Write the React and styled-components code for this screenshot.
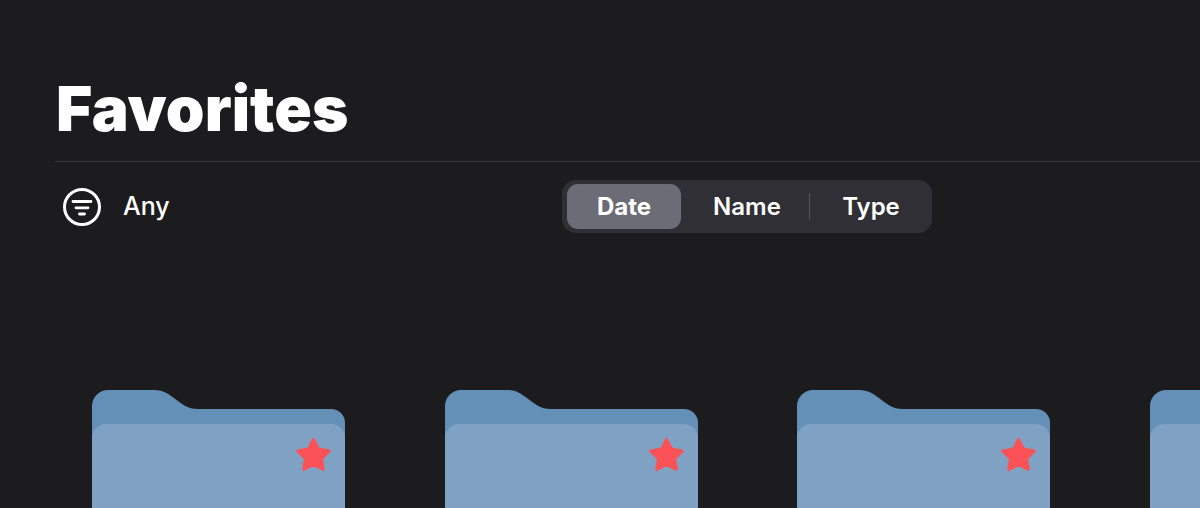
import React from 'react';
import styled, { createGlobalStyle } from 'styled-components';

const GlobalStyle = createGlobalStyle`
  html, body {
    margin: 0;
    padding: 0;
    background: #1c1c1e;
  }
`;

const Page = styled.div`
  width: 1200px;
  height: 508px;
  overflow: hidden;
  background: #1c1c1e;
  color: #fff;
  font-family: Inter, "Liberation Sans", sans-serif;
`;

const Header = styled.header`
  margin-left: 55px;
  padding-top: 73px;
  height: 88px;
  border-bottom: 1px solid #39393c;
`;

const Title = styled.h1`
  margin: 0 0 0 1px;
  font-size: 62px;
  line-height: 72px;
  font-weight: 900;
  letter-spacing: 0.1px;
`;

const Toolbar = styled.div`
  display: grid;
  grid-template-columns: 507px auto;
  align-items: center;
  margin-left: 55px;
  padding-top: 18px;
`;

const FilterButton = styled.div`
  display: flex;
  align-items: center;
  gap: 22px;
  padding-left: 8px;
  font-size: 25px;
  font-weight: 500;
`;

const FilterLabel = styled.span`
  margin-bottom: 2px;
`;

const Segmented = styled.div`
  display: flex;
  align-items: center;
  box-sizing: border-box;
  width: 370px;
  height: 53px;
  padding: 4px 0 4px 5px;
  border-radius: 14px;
  background: #2f2f35;
`;

const Segment = styled.div`
  display: flex;
  align-items: center;
  justify-content: center;
  box-sizing: border-box;
  width: ${(p) => p.$width}px;
  height: 45px;
  padding-left: ${(p) => p.$inset || 0}px;
  border-radius: 11px;
  background: ${(p) => (p.$active ? '#6c6c76' : 'transparent')};
  font-size: 24px;
  font-weight: ${(p) => (p.$active ? 700 : 600)};
`;

const Divider = styled.div`
  width: 1px;
  height: 27px;
  background: #55555b;
`;

const Folders = styled.div`
  display: flex;
  gap: 99.5px;
  margin-top: 157px;
  margin-left: 92px;
`;

const FolderIcon = styled.svg`
  display: block;
  flex: none;
  width: 253px;
  height: 118px;
`;

const Filter = () => (
  <svg width="38" height="38" viewBox="0 0 38 38" fill="none" stroke="#fff" strokeLinecap="round">
    <circle cx="19" cy="19" r="17.5" strokeWidth="3" />
    <path d="M10 13.500H28M13 19.800H25M16.500 26H21.500" strokeWidth="2.800" />
  </svg>
);

const Folder = () => (
  <FolderIcon viewBox="0 0 253 118">
    <path
      d="M0 16A16 16 0 0 1 16 0H62C72 0 76 4 82 8C90 14 95 19 106 19H239A14 14 0 0 1 253 33V60H0Z"
      fill="#6490b8"
    />
    <path d="M0 48A14 14 0 0 1 14 34H239A14 14 0 0 1 253 48V118H0Z" fill="#7fa1c3" />
    <path
      d="M221.500 49.500L226.500 59.100 237.200 60.900 229.600 68.600 231.200 79.350 221.500 74.500 211.800 79.350 213.400 68.600 205.800 60.900 216.500 59.100Z"
      fill="#fb5257"
      stroke="#fb5257"
      strokeWidth="3"
      strokeLinejoin="round"
    />
  </FolderIcon>
);

const App = () => (
  <Page>
    <GlobalStyle />
    <Header>
      <Title>Favorites</Title>
    </Header>
    <Toolbar>
      <FilterButton>
        <Filter />
        <FilterLabel>Any</FilterLabel>
      </FilterButton>
      <Segmented>
        <Segment $active $width={114}>Date</Segment>
        <Segment $width={128} $inset={4}>Name</Segment>
        <Divider />
        <Segment $width={122}>Type</Segment>
      </Segmented>
    </Toolbar>
    <Folders>
      {[0, 1, 2, 3].map((i) => (
        <Folder key={i} />
      ))}
    </Folders>
  </Page>
);

export default App;
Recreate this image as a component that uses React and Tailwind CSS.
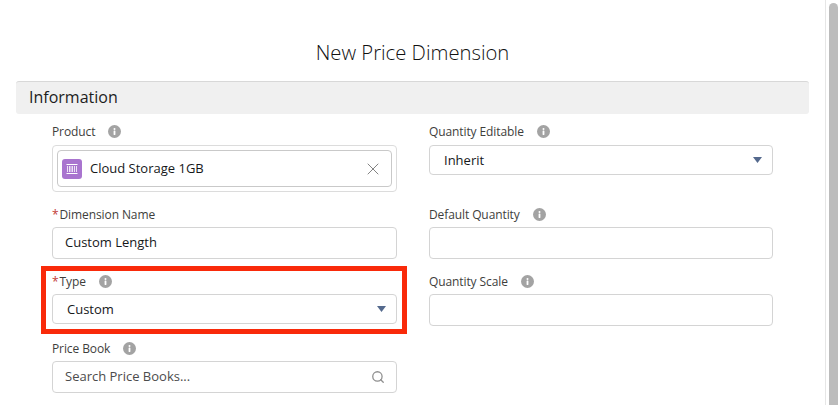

What is needed: Without including any pictures, please restate all the records exactly.

Written solution:
Write the React and styled-components code for this screenshot.
import React from 'react';
import styled, { createGlobalStyle } from 'styled-components';

const GlobalStyle = createGlobalStyle`
  html, body {
    margin: 0;
    padding: 0;
    background: #1c1c1e;
  }
`;

const Page = styled.div`
  width: 1200px;
  height: 508px;
  overflow: hidden;
  background: #1c1c1e;
  color: #fff;
  font-family: Inter, "Liberation Sans", sans-serif;
`;

const Header = styled.header`
  margin-left: 55px;
  padding-top: 73px;
  height: 88px;
  border-bottom: 1px solid #39393c;
`;

const Title = styled.h1`
  margin: 0 0 0 1px;
  font-size: 62px;
  line-height: 72px;
  font-weight: 900;
  letter-spacing: 0.1px;
`;

const Toolbar = styled.div`
  display: grid;
  grid-template-columns: 507px auto;
  align-items: center;
  margin-left: 55px;
  padding-top: 18px;
`;

const FilterButton = styled.div`
  display: flex;
  align-items: center;
  gap: 22px;
  padding-left: 8px;
  font-size: 25px;
  font-weight: 500;
`;

const FilterLabel = styled.span`
  margin-bottom: 2px;
`;

const Segmented = styled.div`
  display: flex;
  align-items: center;
  box-sizing: border-box;
  width: 370px;
  height: 53px;
  padding: 4px 0 4px 5px;
  border-radius: 14px;
  background: #2f2f35;
`;

const Segment = styled.div`
  display: flex;
  align-items: center;
  justify-content: center;
  box-sizing: border-box;
  width: ${(p) => p.$width}px;
  height: 45px;
  padding-left: ${(p) => p.$inset || 0}px;
  border-radius: 11px;
  background: ${(p) => (p.$active ? '#6c6c76' : 'transparent')};
  font-size: 24px;
  font-weight: ${(p) => (p.$active ? 700 : 600)};
`;

const Divider = styled.div`
  width: 1px;
  height: 27px;
  background: #55555b;
`;

const Folders = styled.div`
  display: flex;
  gap: 99.5px;
  margin-top: 157px;
  margin-left: 92px;
`;

const FolderIcon = styled.svg`
  display: block;
  flex: none;
  width: 253px;
  height: 118px;
`;

const Filter = () => (
  <svg width="38" height="38" viewBox="0 0 38 38" fill="none" stroke="#fff" strokeLinecap="round">
    <circle cx="19" cy="19" r="17.5" strokeWidth="3" />
    <path d="M10 13.500H28M13 19.800H25M16.500 26H21.500" strokeWidth="2.800" />
  </svg>
);

const Folder = () => (
  <FolderIcon viewBox="0 0 253 118">
    <path
      d="M0 16A16 16 0 0 1 16 0H62C72 0 76 4 82 8C90 14 95 19 106 19H239A14 14 0 0 1 253 33V60H0Z"
      fill="#6490b8"
    />
    <path d="M0 48A14 14 0 0 1 14 34H239A14 14 0 0 1 253 48V118H0Z" fill="#7fa1c3" />
    <path
      d="M221.500 49.500L226.500 59.100 237.200 60.900 229.600 68.600 231.200 79.350 221.500 74.500 211.800 79.350 213.400 68.600 205.800 60.900 216.500 59.100Z"
      fill="#fb5257"
      stroke="#fb5257"
      strokeWidth="3"
      strokeLinejoin="round"
    />
  </FolderIcon>
);

const App = () => (
  <Page>
    <GlobalStyle />
    <Header>
      <Title>Favorites</Title>
    </Header>
    <Toolbar>
      <FilterButton>
        <Filter />
        <FilterLabel>Any</FilterLabel>
      </FilterButton>
      <Segmented>
        <Segment $active $width={114}>Date</Segment>
        <Segment $width={128} $inset={4}>Name</Segment>
        <Divider />
        <Segment $width={122}>Type</Segment>
      </Segmented>
    </Toolbar>
    <Folders>
      {[0, 1, 2, 3].map((i) => (
        <Folder key={i} />
      ))}
    </Folders>
  </Page>
);

export default App;
Recreate this image as a component that uses React and Tailwind CSS.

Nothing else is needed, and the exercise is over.